Task description: Take the material below and write it all out again exactly.

# START OF Given material

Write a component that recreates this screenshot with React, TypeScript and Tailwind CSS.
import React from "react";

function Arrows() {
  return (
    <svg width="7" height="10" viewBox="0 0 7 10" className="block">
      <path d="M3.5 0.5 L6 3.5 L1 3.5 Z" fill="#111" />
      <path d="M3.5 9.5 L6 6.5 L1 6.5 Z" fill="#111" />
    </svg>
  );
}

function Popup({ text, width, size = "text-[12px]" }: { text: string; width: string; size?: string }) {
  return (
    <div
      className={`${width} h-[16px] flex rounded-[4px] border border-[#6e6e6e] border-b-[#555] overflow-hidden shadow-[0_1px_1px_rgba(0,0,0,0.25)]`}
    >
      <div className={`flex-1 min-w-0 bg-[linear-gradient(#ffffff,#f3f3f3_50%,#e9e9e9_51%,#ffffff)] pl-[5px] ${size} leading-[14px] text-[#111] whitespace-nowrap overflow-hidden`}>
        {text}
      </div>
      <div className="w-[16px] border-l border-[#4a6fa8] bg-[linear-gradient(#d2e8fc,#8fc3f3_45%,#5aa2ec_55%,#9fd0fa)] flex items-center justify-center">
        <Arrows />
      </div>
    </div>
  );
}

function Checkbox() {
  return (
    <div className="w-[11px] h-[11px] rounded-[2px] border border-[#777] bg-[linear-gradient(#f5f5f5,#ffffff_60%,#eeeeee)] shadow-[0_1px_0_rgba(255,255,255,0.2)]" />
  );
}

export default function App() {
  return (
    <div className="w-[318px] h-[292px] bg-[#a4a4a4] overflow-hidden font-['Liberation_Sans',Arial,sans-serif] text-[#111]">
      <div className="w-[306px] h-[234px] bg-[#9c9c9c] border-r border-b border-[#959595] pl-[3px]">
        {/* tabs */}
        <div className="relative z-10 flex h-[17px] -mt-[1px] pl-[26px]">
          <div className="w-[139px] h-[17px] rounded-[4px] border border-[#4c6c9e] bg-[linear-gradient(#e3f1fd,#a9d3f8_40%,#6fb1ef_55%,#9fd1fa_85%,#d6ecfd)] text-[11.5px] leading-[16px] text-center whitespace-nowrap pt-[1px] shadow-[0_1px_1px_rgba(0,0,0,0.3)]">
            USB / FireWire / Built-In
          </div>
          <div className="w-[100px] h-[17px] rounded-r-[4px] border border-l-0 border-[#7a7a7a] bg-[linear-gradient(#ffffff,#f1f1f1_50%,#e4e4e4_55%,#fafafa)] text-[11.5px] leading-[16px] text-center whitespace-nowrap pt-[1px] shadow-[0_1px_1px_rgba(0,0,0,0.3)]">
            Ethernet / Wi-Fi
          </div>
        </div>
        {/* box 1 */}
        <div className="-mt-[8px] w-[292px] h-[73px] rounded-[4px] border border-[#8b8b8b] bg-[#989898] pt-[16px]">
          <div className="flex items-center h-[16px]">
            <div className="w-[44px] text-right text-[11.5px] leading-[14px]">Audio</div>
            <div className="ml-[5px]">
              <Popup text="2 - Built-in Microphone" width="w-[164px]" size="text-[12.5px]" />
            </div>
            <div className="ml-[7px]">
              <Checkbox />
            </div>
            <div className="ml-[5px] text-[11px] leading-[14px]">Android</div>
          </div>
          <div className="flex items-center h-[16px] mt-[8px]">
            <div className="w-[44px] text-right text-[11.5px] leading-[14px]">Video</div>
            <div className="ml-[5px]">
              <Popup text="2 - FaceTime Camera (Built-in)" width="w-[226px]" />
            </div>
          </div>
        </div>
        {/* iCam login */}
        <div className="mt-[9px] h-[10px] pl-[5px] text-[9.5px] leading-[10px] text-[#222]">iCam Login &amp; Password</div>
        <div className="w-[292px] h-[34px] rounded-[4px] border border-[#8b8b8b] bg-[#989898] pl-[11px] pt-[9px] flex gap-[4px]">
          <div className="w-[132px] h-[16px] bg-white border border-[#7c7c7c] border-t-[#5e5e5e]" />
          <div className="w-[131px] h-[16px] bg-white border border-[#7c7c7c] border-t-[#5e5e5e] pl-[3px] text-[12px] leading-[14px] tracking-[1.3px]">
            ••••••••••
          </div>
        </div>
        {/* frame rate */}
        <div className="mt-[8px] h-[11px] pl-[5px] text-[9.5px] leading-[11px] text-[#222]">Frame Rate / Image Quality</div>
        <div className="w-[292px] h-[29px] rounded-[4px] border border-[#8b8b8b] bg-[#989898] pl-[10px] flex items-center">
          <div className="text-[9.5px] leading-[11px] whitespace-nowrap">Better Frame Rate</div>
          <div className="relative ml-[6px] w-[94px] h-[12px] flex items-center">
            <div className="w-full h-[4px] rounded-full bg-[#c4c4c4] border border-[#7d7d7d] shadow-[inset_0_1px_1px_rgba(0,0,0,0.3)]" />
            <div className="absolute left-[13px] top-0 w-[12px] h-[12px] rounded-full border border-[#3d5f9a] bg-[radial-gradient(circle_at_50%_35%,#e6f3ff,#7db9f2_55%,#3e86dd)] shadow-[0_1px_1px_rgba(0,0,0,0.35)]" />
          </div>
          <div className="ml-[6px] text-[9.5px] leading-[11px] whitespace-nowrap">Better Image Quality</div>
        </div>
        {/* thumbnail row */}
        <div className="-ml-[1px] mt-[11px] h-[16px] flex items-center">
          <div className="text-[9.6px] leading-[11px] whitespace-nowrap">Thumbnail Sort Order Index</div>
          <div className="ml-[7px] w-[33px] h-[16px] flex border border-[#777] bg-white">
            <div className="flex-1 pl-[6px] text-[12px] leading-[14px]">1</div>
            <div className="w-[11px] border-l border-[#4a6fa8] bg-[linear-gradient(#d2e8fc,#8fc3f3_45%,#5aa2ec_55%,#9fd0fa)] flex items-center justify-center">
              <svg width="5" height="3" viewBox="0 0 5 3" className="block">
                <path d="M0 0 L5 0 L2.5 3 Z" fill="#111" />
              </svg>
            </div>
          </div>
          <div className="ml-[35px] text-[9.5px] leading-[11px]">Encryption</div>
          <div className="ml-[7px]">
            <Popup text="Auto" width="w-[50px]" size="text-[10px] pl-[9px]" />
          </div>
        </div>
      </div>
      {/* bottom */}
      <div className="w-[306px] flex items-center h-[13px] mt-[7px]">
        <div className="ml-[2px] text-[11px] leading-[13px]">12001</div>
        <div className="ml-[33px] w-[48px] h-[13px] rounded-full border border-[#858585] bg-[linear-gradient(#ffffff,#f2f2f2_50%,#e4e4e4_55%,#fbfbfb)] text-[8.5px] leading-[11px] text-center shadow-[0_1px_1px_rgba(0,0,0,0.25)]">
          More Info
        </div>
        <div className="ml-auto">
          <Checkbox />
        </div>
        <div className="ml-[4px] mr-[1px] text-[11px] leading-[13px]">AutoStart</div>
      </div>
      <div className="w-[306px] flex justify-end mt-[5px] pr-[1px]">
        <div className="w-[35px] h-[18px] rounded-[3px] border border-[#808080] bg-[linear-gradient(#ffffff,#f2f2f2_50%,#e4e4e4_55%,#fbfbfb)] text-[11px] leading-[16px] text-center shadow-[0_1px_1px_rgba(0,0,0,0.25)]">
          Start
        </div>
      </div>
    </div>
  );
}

# END OF Given material

In response:
Write a component that recreates this screenshot with React, TypeScript and Tailwind CSS.
import React from "react";

function Arrows() {
  return (
    <svg width="7" height="10" viewBox="0 0 7 10" className="block">
      <path d="M3.5 0.5 L6 3.5 L1 3.5 Z" fill="#111" />
      <path d="M3.5 9.5 L6 6.5 L1 6.5 Z" fill="#111" />
    </svg>
  );
}

function Popup({ text, width, size = "text-[12px]" }: { text: string; width: string; size?: string }) {
  return (
    <div
      className={`${width} h-[16px] flex rounded-[4px] border border-[#6e6e6e] border-b-[#555] overflow-hidden shadow-[0_1px_1px_rgba(0,0,0,0.25)]`}
    >
      <div className={`flex-1 min-w-0 bg-[linear-gradient(#ffffff,#f3f3f3_50%,#e9e9e9_51%,#ffffff)] pl-[5px] ${size} leading-[14px] text-[#111] whitespace-nowrap overflow-hidden`}>
        {text}
      </div>
      <div className="w-[16px] border-l border-[#4a6fa8] bg-[linear-gradient(#d2e8fc,#8fc3f3_45%,#5aa2ec_55%,#9fd0fa)] flex items-center justify-center">
        <Arrows />
      </div>
    </div>
  );
}

function Checkbox() {
  return (
    <div className="w-[11px] h-[11px] rounded-[2px] border border-[#777] bg-[linear-gradient(#f5f5f5,#ffffff_60%,#eeeeee)] shadow-[0_1px_0_rgba(255,255,255,0.2)]" />
  );
}

export default function App() {
  return (
    <div className="w-[318px] h-[292px] bg-[#a4a4a4] overflow-hidden font-['Liberation_Sans',Arial,sans-serif] text-[#111]">
      <div className="w-[306px] h-[234px] bg-[#9c9c9c] border-r border-b border-[#959595] pl-[3px]">
        {/* tabs */}
        <div className="relative z-10 flex h-[17px] -mt-[1px] pl-[26px]">
          <div className="w-[139px] h-[17px] rounded-[4px] border border-[#4c6c9e] bg-[linear-gradient(#e3f1fd,#a9d3f8_40%,#6fb1ef_55%,#9fd1fa_85%,#d6ecfd)] text-[11.5px] leading-[16px] text-center whitespace-nowrap pt-[1px] shadow-[0_1px_1px_rgba(0,0,0,0.3)]">
            USB / FireWire / Built-In
          </div>
          <div className="w-[100px] h-[17px] rounded-r-[4px] border border-l-0 border-[#7a7a7a] bg-[linear-gradient(#ffffff,#f1f1f1_50%,#e4e4e4_55%,#fafafa)] text-[11.5px] leading-[16px] text-center whitespace-nowrap pt-[1px] shadow-[0_1px_1px_rgba(0,0,0,0.3)]">
            Ethernet / Wi-Fi
          </div>
        </div>
        {/* box 1 */}
        <div className="-mt-[8px] w-[292px] h-[73px] rounded-[4px] border border-[#8b8b8b] bg-[#989898] pt-[16px]">
          <div className="flex items-center h-[16px]">
            <div className="w-[44px] text-right text-[11.5px] leading-[14px]">Audio</div>
            <div className="ml-[5px]">
              <Popup text="2 - Built-in Microphone" width="w-[164px]" size="text-[12.5px]" />
            </div>
            <div className="ml-[7px]">
              <Checkbox />
            </div>
            <div className="ml-[5px] text-[11px] leading-[14px]">Android</div>
          </div>
          <div className="flex items-center h-[16px] mt-[8px]">
            <div className="w-[44px] text-right text-[11.5px] leading-[14px]">Video</div>
            <div className="ml-[5px]">
              <Popup text="2 - FaceTime Camera (Built-in)" width="w-[226px]" />
            </div>
          </div>
        </div>
        {/* iCam login */}
        <div className="mt-[9px] h-[10px] pl-[5px] text-[9.5px] leading-[10px] text-[#222]">iCam Login &amp; Password</div>
        <div className="w-[292px] h-[34px] rounded-[4px] border border-[#8b8b8b] bg-[#989898] pl-[11px] pt-[9px] flex gap-[4px]">
          <div className="w-[132px] h-[16px] bg-white border border-[#7c7c7c] border-t-[#5e5e5e]" />
          <div className="w-[131px] h-[16px] bg-white border border-[#7c7c7c] border-t-[#5e5e5e] pl-[3px] text-[12px] leading-[14px] tracking-[1.3px]">
            ••••••••••
          </div>
        </div>
        {/* frame rate */}
        <div className="mt-[8px] h-[11px] pl-[5px] text-[9.5px] leading-[11px] text-[#222]">Frame Rate / Image Quality</div>
        <div className="w-[292px] h-[29px] rounded-[4px] border border-[#8b8b8b] bg-[#989898] pl-[10px] flex items-center">
          <div className="text-[9.5px] leading-[11px] whitespace-nowrap">Better Frame Rate</div>
          <div className="relative ml-[6px] w-[94px] h-[12px] flex items-center">
            <div className="w-full h-[4px] rounded-full bg-[#c4c4c4] border border-[#7d7d7d] shadow-[inset_0_1px_1px_rgba(0,0,0,0.3)]" />
            <div className="absolute left-[13px] top-0 w-[12px] h-[12px] rounded-full border border-[#3d5f9a] bg-[radial-gradient(circle_at_50%_35%,#e6f3ff,#7db9f2_55%,#3e86dd)] shadow-[0_1px_1px_rgba(0,0,0,0.35)]" />
          </div>
          <div className="ml-[6px] text-[9.5px] leading-[11px] whitespace-nowrap">Better Image Quality</div>
        </div>
        {/* thumbnail row */}
        <div className="-ml-[1px] mt-[11px] h-[16px] flex items-center">
          <div className="text-[9.6px] leading-[11px] whitespace-nowrap">Thumbnail Sort Order Index</div>
          <div className="ml-[7px] w-[33px] h-[16px] flex border border-[#777] bg-white">
            <div className="flex-1 pl-[6px] text-[12px] leading-[14px]">1</div>
            <div className="w-[11px] border-l border-[#4a6fa8] bg-[linear-gradient(#d2e8fc,#8fc3f3_45%,#5aa2ec_55%,#9fd0fa)] flex items-center justify-center">
              <svg width="5" height="3" viewBox="0 0 5 3" className="block">
                <path d="M0 0 L5 0 L2.5 3 Z" fill="#111" />
              </svg>
            </div>
          </div>
          <div className="ml-[35px] text-[9.5px] leading-[11px]">Encryption</div>
          <div className="ml-[7px]">
            <Popup text="Auto" width="w-[50px]" size="text-[10px] pl-[9px]" />
          </div>
        </div>
      </div>
      {/* bottom */}
      <div className="w-[306px] flex items-center h-[13px] mt-[7px]">
        <div className="ml-[2px] text-[11px] leading-[13px]">12001</div>
        <div className="ml-[33px] w-[48px] h-[13px] rounded-full border border-[#858585] bg-[linear-gradient(#ffffff,#f2f2f2_50%,#e4e4e4_55%,#fbfbfb)] text-[8.5px] leading-[11px] text-center shadow-[0_1px_1px_rgba(0,0,0,0.25)]">
          More Info
        </div>
        <div className="ml-auto">
          <Checkbox />
        </div>
        <div className="ml-[4px] mr-[1px] text-[11px] leading-[13px]">AutoStart</div>
      </div>
      <div className="w-[306px] flex justify-end mt-[5px] pr-[1px]">
        <div className="w-[35px] h-[18px] rounded-[3px] border border-[#808080] bg-[linear-gradient(#ffffff,#f2f2f2_50%,#e4e4e4_55%,#fbfbfb)] text-[11px] leading-[16px] text-center shadow-[0_1px_1px_rgba(0,0,0,0.25)]">
          Start
        </div>
      </div>
    </div>
  );
}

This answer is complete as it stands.